"""

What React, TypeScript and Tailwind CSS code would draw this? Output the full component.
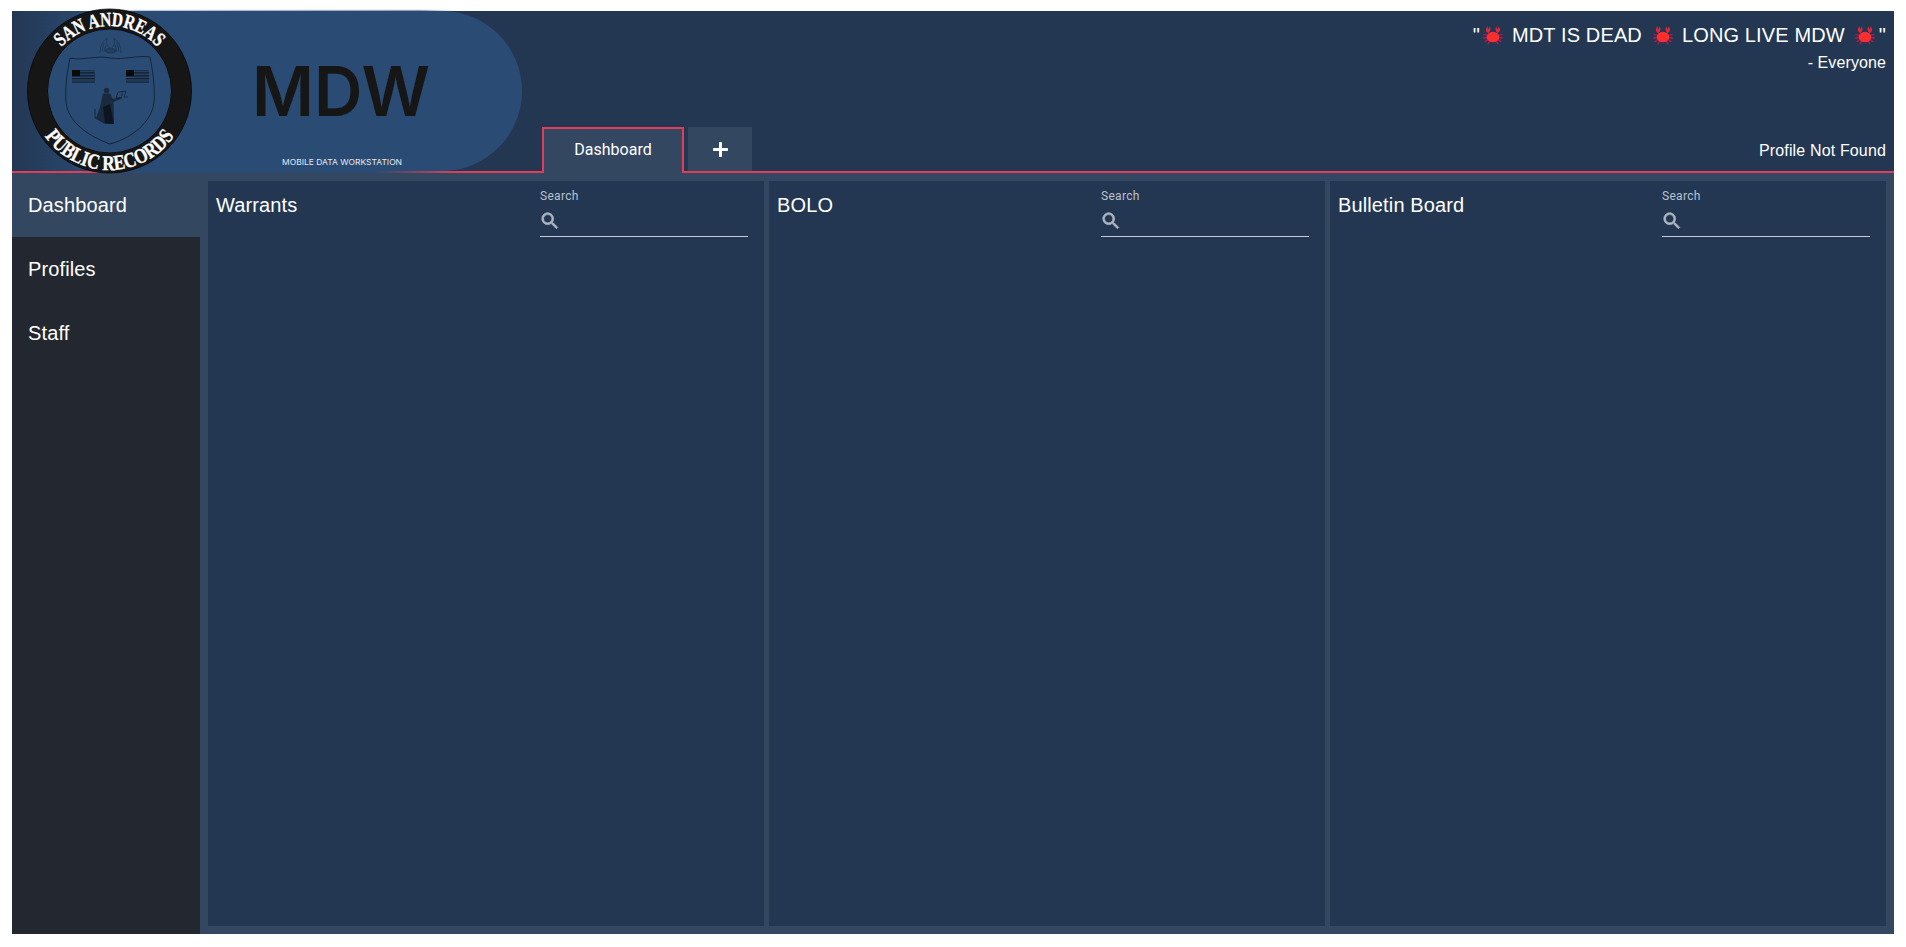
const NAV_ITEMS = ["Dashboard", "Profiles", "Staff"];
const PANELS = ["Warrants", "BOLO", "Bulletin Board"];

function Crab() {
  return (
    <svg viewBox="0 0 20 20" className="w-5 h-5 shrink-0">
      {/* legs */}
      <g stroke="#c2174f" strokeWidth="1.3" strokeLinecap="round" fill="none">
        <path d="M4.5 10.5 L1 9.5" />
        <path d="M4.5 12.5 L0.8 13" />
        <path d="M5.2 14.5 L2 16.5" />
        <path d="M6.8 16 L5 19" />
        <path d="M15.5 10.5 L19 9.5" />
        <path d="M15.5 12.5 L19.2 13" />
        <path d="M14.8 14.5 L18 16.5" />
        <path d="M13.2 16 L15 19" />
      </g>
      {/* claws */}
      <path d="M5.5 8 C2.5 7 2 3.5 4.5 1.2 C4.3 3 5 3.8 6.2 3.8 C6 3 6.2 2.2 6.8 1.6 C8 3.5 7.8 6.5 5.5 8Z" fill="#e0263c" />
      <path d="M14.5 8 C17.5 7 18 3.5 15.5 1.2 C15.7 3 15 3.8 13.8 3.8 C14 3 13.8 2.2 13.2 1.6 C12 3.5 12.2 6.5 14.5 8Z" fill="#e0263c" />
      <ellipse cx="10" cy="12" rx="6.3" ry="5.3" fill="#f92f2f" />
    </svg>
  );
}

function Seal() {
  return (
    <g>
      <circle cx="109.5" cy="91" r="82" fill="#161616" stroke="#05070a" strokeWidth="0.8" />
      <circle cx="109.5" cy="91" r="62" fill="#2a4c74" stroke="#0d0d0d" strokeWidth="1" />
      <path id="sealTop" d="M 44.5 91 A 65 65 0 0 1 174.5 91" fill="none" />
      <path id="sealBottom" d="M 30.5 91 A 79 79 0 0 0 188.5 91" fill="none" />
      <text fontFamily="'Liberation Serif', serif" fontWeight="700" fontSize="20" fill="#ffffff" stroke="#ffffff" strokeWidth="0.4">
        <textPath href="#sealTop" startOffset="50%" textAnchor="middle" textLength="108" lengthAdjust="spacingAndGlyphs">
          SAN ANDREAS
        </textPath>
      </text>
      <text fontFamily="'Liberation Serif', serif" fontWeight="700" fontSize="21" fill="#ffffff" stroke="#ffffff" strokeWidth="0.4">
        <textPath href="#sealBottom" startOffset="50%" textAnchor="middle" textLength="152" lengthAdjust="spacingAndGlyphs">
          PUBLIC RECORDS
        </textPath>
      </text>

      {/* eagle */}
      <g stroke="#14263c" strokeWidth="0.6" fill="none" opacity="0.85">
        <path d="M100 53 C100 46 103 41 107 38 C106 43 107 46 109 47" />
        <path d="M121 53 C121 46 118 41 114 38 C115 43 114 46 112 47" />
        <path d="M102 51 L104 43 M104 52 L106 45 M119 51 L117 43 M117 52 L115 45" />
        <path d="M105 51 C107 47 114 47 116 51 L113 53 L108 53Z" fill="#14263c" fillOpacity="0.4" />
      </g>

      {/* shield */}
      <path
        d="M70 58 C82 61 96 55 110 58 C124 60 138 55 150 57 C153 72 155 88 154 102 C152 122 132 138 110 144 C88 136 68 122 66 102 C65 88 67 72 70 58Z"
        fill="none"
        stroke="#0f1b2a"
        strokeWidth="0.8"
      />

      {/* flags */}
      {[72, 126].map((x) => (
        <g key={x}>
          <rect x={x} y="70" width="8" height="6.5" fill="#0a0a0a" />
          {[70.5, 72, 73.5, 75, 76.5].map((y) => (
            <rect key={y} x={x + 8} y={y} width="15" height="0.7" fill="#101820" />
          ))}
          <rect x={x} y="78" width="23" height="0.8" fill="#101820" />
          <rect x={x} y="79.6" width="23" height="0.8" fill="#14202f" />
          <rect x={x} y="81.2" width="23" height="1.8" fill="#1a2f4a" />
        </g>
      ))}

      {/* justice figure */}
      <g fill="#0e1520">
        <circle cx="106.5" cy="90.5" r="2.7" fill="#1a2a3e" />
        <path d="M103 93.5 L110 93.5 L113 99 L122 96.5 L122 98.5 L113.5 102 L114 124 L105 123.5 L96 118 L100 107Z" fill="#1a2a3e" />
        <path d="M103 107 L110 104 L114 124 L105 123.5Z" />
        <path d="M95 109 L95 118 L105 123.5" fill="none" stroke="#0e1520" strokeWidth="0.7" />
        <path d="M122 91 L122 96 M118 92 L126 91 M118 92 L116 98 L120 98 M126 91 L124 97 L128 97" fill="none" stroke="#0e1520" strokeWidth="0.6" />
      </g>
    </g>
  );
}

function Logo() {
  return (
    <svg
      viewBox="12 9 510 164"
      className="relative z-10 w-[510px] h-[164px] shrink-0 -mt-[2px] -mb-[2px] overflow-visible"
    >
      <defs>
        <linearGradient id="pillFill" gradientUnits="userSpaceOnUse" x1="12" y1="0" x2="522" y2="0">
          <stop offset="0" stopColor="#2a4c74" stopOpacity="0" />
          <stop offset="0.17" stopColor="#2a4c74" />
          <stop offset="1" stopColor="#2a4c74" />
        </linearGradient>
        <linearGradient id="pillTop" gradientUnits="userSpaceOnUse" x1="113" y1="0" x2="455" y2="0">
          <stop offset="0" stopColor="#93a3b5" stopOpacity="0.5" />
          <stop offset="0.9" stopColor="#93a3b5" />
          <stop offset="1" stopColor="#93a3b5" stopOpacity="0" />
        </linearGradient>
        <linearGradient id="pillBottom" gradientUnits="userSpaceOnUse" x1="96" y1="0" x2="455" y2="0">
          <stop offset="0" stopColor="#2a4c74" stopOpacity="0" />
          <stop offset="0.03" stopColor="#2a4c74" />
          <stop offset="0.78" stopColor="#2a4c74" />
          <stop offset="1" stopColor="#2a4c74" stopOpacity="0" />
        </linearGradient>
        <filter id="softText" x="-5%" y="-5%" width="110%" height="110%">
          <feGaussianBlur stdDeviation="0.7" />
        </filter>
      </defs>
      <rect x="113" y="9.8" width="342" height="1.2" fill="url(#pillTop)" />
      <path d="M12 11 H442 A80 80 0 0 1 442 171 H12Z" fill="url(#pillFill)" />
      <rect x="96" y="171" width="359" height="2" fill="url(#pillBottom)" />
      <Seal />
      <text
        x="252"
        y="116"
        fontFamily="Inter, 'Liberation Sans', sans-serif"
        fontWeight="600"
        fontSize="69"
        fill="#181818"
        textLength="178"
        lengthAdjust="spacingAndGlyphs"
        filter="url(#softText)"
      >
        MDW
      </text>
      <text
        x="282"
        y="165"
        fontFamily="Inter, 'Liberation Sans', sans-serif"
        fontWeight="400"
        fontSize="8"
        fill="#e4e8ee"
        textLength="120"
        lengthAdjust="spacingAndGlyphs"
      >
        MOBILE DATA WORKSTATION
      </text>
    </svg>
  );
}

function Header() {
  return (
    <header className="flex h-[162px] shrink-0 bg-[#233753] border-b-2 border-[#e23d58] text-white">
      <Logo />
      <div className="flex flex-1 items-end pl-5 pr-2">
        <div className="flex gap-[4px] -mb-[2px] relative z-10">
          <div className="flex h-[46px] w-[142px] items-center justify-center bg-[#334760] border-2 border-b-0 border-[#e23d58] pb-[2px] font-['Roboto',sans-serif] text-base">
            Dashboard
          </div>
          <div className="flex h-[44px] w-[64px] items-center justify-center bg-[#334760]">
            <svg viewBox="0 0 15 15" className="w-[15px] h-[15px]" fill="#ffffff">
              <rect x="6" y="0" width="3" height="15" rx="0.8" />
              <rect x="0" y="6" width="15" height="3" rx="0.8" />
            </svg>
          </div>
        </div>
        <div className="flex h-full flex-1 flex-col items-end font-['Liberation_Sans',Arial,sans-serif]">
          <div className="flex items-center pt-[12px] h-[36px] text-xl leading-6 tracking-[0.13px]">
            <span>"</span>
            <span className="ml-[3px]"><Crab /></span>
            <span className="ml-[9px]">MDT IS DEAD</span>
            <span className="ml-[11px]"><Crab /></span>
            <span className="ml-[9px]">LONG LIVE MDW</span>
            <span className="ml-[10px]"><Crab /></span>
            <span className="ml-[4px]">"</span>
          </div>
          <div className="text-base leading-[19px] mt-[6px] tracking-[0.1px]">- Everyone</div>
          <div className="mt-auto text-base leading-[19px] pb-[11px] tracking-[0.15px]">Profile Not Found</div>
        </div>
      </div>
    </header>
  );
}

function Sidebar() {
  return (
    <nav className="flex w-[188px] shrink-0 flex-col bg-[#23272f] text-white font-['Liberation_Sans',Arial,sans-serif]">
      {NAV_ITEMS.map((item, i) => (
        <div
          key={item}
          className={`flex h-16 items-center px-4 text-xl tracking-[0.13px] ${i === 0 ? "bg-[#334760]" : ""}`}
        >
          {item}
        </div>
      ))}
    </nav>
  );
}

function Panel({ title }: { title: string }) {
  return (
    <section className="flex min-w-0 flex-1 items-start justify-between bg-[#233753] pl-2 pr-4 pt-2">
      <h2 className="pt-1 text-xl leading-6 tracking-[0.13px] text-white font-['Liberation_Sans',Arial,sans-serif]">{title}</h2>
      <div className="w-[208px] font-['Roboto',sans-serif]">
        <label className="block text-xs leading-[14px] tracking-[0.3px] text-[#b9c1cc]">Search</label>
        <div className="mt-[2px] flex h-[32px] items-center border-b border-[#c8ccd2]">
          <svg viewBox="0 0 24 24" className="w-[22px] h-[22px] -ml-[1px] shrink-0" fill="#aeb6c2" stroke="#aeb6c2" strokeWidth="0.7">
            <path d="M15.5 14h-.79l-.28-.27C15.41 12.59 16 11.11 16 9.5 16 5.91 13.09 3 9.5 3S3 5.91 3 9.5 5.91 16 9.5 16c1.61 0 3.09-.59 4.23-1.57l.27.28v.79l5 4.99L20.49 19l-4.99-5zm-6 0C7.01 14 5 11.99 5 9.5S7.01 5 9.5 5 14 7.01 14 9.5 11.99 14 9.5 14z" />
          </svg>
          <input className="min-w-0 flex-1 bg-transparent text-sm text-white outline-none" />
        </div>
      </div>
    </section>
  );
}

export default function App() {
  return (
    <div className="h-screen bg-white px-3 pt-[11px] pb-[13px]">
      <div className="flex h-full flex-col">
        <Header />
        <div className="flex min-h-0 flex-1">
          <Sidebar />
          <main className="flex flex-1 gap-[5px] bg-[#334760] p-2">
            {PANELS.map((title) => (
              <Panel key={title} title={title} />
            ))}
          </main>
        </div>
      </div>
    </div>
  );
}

"""
"""

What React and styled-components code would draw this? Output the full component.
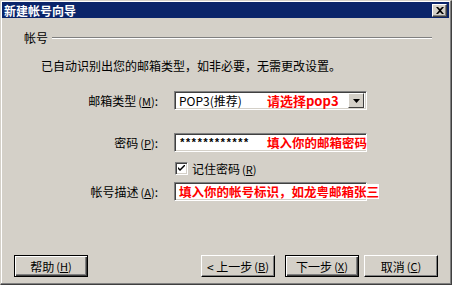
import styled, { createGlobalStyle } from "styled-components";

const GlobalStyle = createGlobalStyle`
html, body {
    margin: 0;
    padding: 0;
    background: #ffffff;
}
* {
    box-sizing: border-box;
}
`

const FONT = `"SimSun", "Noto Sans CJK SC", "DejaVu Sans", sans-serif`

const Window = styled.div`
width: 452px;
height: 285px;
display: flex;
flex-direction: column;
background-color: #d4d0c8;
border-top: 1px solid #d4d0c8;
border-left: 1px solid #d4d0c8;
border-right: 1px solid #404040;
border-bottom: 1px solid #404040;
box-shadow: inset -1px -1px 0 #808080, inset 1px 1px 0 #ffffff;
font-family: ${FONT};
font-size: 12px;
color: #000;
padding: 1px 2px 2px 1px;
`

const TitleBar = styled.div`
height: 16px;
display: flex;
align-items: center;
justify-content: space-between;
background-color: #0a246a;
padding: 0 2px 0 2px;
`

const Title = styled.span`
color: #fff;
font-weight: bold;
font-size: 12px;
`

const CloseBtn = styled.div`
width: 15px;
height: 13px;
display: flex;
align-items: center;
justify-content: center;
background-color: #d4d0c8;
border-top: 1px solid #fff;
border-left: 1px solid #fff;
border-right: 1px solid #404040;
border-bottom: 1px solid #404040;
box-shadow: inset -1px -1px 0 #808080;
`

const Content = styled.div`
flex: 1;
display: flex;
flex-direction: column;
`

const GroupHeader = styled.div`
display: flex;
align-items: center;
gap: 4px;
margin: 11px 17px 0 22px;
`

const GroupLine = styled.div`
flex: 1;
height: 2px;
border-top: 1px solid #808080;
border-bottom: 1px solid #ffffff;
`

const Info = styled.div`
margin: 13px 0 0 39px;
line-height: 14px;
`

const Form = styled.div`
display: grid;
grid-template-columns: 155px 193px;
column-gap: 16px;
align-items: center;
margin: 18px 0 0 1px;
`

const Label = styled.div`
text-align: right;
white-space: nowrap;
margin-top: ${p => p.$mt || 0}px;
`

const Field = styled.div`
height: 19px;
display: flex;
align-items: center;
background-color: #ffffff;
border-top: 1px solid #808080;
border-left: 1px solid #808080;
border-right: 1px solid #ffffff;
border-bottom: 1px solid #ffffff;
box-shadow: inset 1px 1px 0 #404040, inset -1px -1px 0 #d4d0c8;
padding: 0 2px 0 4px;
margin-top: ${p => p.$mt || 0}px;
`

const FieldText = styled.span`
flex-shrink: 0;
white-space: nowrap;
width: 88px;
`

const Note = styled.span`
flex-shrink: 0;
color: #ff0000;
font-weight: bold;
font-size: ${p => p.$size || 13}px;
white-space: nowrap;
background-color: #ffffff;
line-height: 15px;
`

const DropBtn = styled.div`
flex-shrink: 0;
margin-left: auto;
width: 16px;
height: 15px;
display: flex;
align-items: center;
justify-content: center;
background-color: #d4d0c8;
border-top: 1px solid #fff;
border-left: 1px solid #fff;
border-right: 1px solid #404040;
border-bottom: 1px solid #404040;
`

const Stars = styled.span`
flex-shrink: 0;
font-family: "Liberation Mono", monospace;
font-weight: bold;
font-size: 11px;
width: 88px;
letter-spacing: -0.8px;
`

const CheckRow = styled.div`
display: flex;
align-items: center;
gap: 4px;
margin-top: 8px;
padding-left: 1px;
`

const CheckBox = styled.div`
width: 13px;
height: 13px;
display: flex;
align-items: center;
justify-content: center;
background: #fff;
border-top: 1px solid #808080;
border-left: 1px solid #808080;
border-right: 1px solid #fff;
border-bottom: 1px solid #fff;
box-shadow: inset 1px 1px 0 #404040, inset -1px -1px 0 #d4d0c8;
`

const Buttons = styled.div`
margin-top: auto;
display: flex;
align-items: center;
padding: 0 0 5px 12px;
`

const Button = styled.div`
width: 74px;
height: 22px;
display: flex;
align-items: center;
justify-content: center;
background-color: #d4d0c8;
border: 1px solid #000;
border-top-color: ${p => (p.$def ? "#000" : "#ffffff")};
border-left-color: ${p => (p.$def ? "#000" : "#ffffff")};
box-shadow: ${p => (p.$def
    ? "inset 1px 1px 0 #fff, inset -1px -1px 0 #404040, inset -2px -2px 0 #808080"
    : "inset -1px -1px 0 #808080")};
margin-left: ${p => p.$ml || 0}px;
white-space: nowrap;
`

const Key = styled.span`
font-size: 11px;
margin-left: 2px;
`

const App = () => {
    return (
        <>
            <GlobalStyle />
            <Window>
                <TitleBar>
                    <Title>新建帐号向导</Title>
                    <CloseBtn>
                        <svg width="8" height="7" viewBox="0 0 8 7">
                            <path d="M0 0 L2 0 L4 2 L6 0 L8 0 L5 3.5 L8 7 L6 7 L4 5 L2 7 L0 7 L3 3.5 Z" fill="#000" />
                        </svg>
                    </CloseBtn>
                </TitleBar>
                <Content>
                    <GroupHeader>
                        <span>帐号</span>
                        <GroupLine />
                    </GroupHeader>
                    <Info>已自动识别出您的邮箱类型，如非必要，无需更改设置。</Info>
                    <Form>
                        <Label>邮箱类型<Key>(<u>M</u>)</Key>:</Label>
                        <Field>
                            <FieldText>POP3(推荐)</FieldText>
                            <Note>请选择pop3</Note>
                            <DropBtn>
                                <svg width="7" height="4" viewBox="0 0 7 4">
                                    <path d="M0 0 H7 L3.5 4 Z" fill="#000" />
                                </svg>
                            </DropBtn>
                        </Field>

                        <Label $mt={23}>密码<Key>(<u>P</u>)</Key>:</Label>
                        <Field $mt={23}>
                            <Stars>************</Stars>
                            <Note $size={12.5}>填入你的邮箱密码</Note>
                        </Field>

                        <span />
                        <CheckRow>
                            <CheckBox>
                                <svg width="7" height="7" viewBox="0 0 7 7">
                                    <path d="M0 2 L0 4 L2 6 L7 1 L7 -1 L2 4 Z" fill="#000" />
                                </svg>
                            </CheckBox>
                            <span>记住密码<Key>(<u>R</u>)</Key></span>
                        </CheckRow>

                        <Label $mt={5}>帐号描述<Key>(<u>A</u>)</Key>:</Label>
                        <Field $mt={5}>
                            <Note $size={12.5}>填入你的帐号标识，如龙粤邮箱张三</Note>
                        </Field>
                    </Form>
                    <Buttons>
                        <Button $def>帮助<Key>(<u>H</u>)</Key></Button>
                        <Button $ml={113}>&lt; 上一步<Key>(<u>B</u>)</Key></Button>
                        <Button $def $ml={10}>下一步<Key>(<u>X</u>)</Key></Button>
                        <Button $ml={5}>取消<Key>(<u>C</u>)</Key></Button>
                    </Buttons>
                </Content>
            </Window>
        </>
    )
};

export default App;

"""

Find each line holding the word "What" and copy it.

[Worked solution]:
What React, TypeScript and Tailwind CSS code would draw this? Output the full component.
What React and styled-components code would draw this? Output the full component.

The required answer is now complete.